→ **INSTRUCTION**: Extract each line bearing the word "styles".

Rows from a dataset

··········

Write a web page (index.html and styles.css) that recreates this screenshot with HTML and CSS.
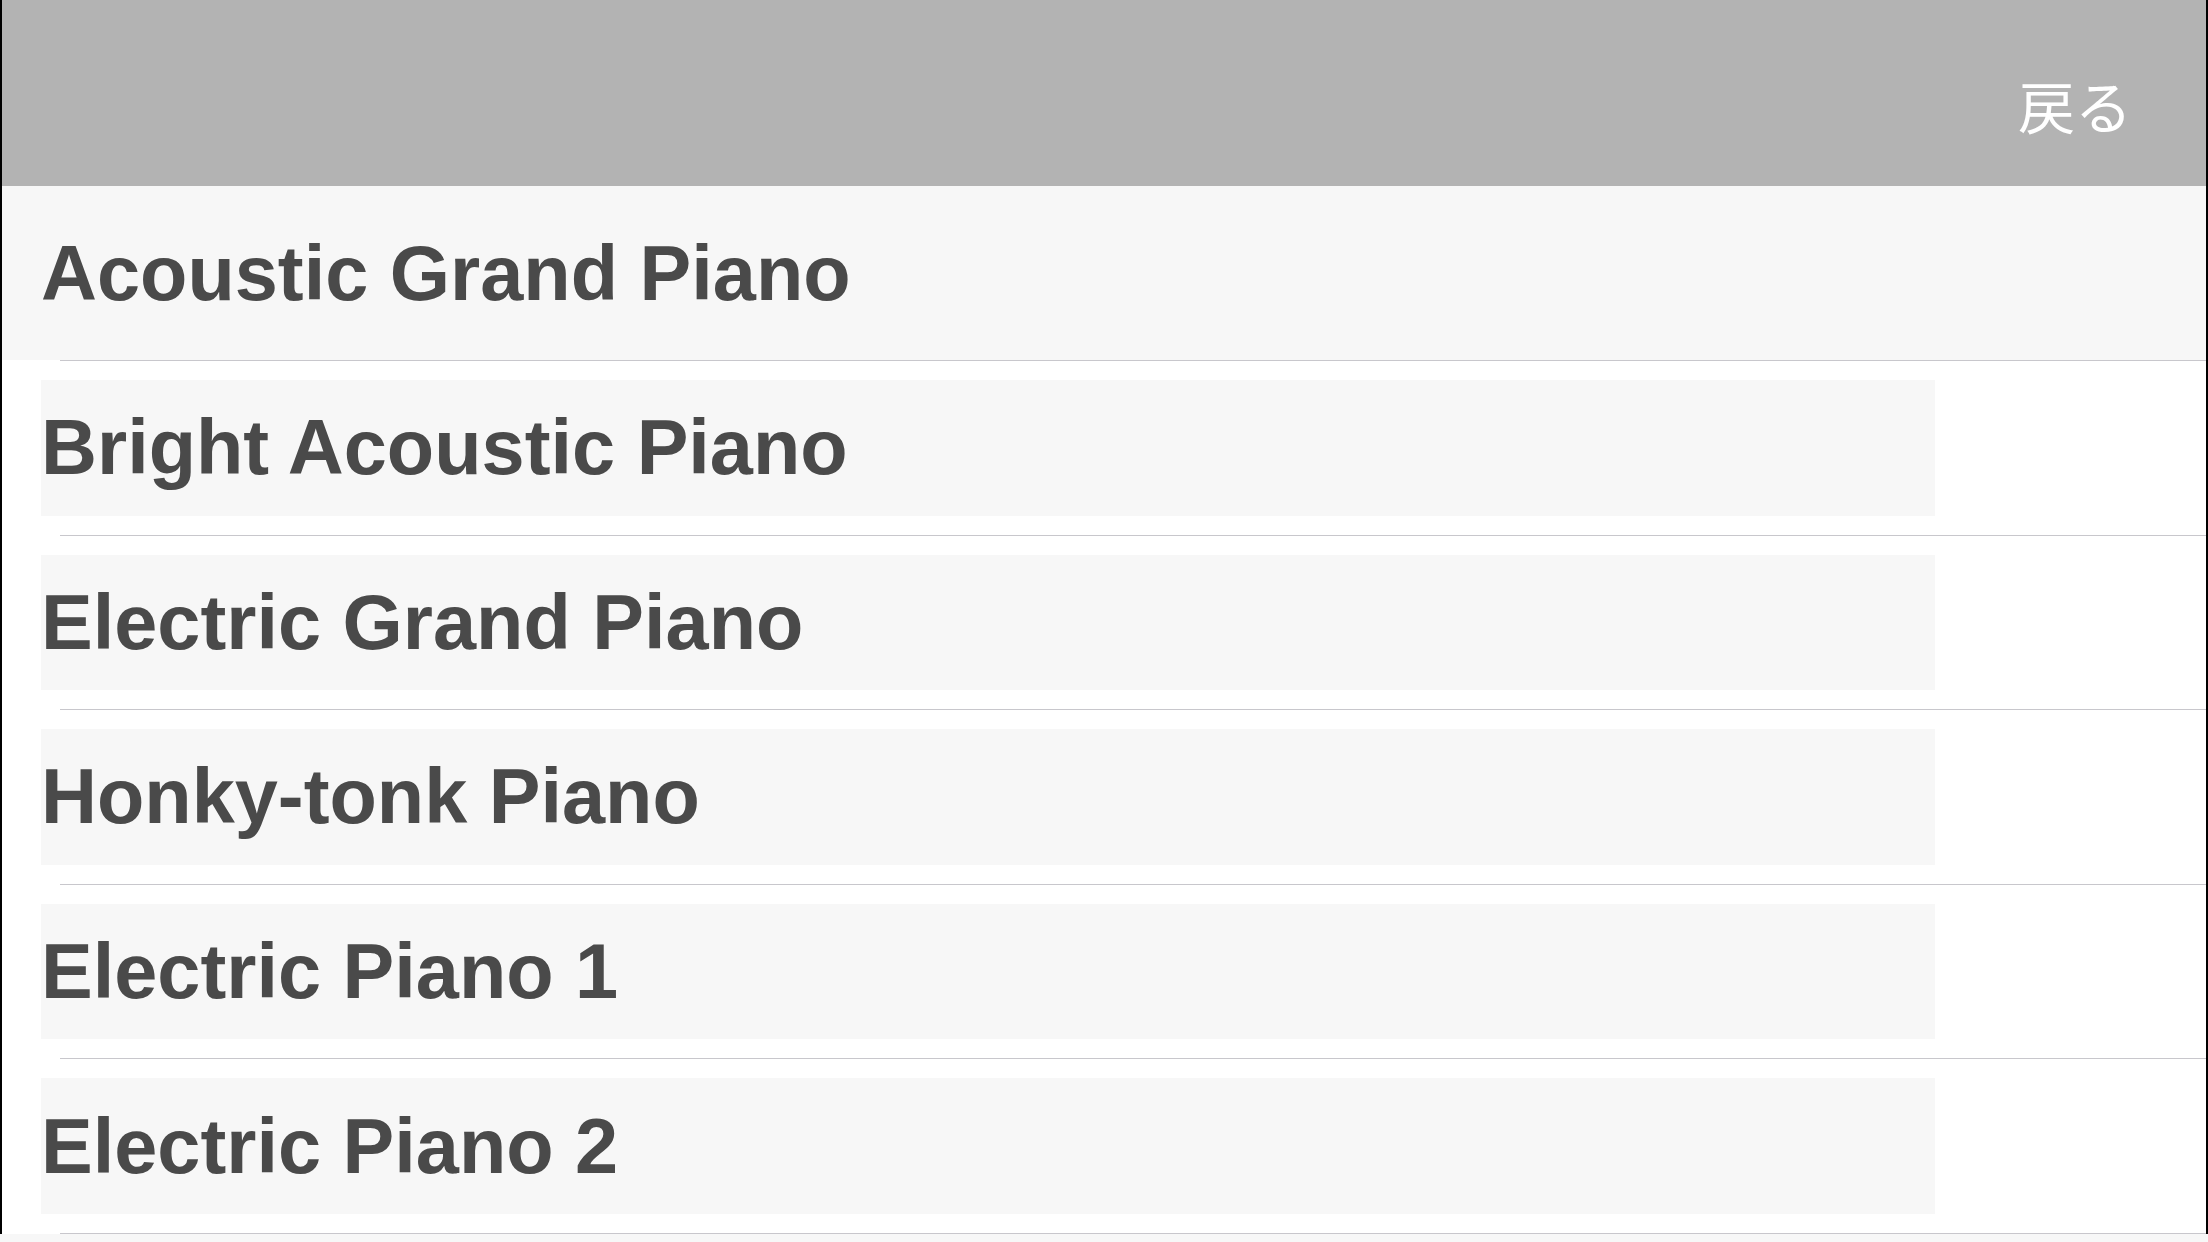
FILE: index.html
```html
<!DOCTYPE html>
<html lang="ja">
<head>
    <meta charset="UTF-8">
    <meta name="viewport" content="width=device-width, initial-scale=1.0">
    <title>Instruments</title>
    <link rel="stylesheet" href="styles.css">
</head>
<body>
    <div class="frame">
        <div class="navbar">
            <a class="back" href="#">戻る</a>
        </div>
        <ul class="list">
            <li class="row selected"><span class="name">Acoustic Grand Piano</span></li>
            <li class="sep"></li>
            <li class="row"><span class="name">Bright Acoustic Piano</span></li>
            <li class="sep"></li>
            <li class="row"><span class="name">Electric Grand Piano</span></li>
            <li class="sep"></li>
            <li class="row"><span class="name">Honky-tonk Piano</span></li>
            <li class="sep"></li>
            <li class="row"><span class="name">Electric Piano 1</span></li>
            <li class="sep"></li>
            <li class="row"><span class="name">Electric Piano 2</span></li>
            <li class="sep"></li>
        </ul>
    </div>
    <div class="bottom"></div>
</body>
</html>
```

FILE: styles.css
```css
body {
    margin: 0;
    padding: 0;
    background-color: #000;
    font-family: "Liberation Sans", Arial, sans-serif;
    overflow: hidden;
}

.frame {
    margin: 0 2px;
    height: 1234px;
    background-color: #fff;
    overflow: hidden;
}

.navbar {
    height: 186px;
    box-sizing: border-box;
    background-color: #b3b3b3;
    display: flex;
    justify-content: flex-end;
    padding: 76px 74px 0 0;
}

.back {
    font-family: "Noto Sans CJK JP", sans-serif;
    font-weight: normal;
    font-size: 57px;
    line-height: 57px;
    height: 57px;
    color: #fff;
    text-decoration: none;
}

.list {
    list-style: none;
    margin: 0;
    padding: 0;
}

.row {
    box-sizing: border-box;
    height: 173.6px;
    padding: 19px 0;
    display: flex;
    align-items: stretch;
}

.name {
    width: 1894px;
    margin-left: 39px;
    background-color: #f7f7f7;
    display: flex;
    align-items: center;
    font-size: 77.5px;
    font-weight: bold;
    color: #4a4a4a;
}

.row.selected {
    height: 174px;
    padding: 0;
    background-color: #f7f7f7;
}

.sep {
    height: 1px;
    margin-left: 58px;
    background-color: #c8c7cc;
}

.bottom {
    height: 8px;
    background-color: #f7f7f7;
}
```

··········

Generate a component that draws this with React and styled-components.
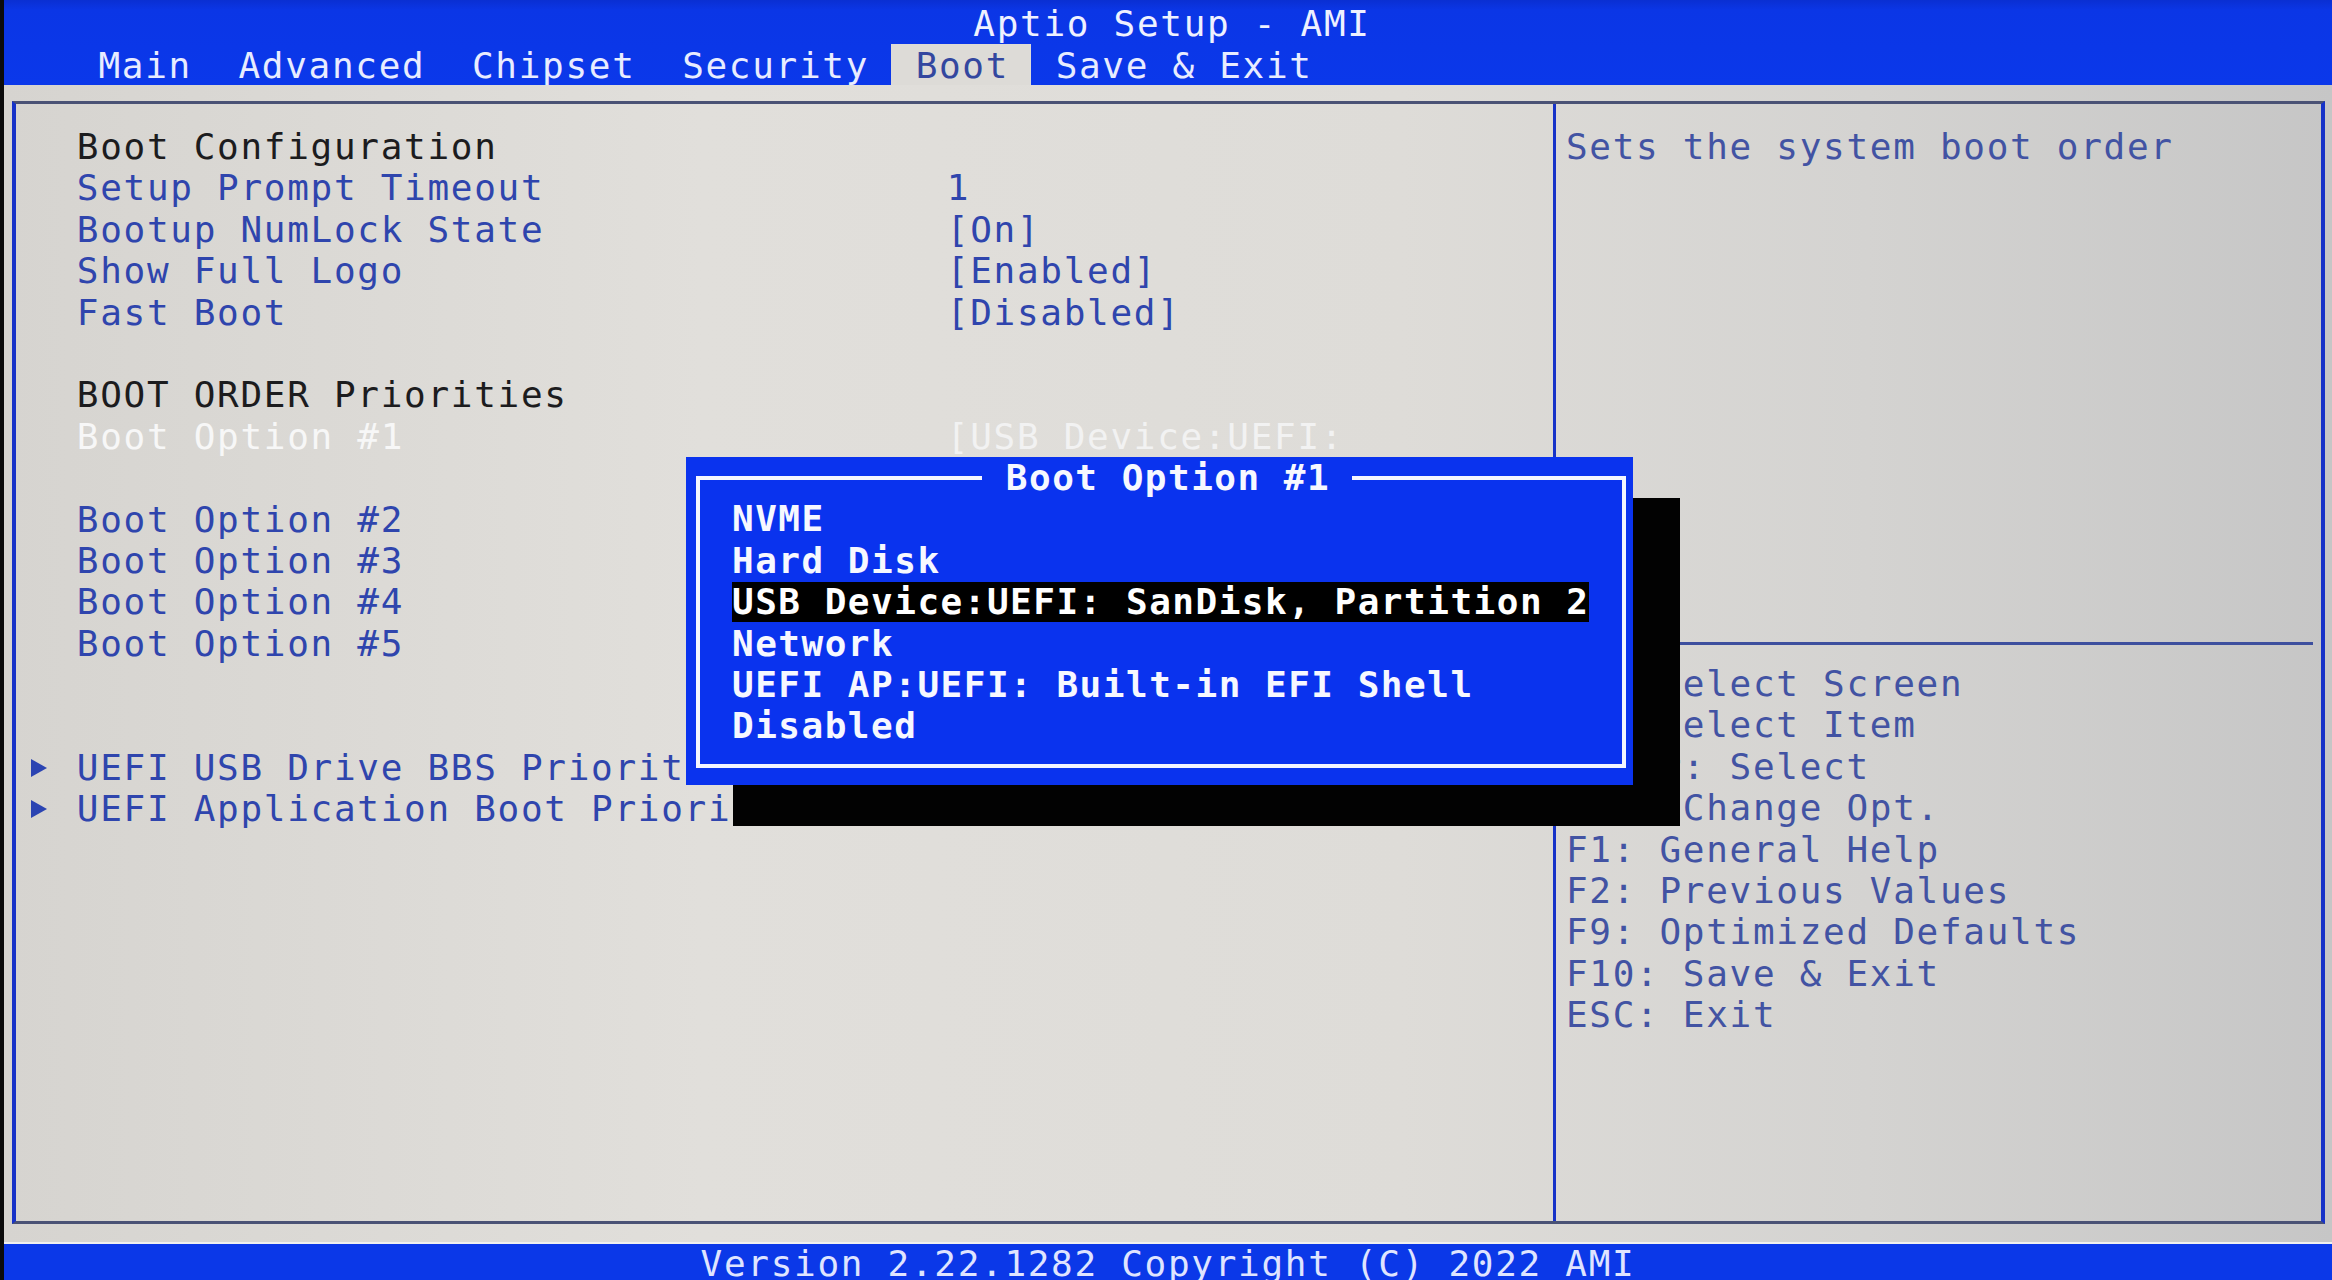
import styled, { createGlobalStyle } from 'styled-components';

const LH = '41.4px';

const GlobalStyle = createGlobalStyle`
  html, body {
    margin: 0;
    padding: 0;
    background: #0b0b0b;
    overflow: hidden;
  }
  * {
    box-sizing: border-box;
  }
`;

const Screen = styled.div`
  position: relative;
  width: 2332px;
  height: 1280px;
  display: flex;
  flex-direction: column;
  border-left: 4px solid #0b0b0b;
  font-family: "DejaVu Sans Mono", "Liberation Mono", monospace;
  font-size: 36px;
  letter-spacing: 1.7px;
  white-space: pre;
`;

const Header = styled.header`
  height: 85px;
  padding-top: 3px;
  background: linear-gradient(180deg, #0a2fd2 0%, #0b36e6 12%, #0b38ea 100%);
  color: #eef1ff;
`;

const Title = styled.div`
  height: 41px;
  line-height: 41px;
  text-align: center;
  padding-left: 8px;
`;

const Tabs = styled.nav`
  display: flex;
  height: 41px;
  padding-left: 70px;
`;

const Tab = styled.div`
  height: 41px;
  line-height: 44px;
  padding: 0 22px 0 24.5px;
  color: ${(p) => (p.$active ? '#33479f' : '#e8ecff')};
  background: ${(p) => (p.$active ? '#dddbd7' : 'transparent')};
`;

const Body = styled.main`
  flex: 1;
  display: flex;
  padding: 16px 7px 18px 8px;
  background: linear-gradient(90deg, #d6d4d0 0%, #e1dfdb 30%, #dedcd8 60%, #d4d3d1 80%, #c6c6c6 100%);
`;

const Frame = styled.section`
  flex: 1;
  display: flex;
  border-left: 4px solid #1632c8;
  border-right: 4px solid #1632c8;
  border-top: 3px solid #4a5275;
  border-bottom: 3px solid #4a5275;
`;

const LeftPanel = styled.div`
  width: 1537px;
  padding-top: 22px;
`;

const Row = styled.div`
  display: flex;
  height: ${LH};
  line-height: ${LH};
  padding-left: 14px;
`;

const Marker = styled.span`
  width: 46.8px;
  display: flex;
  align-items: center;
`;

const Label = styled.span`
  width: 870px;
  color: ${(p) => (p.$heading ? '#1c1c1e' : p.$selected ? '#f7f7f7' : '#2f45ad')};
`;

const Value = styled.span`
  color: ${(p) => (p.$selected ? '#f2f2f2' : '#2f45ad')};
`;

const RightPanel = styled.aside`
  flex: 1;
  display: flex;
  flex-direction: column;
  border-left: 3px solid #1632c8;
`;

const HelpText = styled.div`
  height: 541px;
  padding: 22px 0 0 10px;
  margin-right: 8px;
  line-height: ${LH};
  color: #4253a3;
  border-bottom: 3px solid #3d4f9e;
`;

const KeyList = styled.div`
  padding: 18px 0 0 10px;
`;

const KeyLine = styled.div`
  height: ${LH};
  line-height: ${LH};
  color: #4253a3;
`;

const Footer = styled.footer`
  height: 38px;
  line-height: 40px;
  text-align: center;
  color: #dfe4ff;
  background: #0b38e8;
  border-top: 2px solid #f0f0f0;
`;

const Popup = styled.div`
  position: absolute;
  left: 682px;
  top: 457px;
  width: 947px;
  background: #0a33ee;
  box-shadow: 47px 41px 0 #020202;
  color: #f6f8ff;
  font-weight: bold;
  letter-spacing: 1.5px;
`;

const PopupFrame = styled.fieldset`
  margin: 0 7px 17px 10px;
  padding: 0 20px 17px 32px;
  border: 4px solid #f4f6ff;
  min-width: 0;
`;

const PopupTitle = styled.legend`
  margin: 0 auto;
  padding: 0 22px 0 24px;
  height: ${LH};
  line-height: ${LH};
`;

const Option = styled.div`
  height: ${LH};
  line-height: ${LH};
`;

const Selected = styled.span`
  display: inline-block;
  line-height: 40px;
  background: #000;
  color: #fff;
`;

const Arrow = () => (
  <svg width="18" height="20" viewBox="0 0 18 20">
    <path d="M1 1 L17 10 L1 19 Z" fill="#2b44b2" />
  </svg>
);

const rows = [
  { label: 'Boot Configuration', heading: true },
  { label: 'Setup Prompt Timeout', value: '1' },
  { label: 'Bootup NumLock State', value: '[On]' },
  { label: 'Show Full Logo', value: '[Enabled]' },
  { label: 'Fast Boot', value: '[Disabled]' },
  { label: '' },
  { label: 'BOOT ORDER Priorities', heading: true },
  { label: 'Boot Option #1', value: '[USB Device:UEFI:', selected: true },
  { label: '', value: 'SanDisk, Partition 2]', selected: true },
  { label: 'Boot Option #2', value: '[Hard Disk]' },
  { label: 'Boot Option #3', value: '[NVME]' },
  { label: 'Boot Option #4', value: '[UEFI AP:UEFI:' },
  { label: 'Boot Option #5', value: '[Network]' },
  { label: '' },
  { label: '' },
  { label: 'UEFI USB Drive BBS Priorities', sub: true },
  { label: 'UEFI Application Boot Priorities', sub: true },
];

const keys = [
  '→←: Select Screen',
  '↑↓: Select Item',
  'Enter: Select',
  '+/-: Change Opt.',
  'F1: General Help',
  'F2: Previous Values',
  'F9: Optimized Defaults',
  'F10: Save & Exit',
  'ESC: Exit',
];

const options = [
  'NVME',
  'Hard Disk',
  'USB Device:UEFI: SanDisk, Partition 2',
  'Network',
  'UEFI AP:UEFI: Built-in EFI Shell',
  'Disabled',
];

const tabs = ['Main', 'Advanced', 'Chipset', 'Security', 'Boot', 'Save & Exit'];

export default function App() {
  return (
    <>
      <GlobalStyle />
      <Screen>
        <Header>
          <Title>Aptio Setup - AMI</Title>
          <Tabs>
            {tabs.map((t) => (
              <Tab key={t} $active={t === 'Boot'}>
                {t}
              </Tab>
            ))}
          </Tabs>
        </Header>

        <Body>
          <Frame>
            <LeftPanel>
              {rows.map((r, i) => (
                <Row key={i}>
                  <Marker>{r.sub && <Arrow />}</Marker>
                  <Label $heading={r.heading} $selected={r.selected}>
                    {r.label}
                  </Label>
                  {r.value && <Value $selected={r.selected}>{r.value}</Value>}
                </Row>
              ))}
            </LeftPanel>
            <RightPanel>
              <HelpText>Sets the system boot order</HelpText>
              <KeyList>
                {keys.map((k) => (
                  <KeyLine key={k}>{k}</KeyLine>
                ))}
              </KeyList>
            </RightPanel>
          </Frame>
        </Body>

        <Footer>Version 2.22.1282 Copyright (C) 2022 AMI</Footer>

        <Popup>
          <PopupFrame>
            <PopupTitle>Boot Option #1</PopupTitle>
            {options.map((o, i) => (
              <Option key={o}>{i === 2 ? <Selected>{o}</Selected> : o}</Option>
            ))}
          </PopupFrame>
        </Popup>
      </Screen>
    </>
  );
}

··········

→ **EXERCISE RESULT**:
Write a web page (index.html and styles.css) that recreates this screenshot with HTML and CSS.
    <link rel="stylesheet" href="styles.css">
FILE: styles.css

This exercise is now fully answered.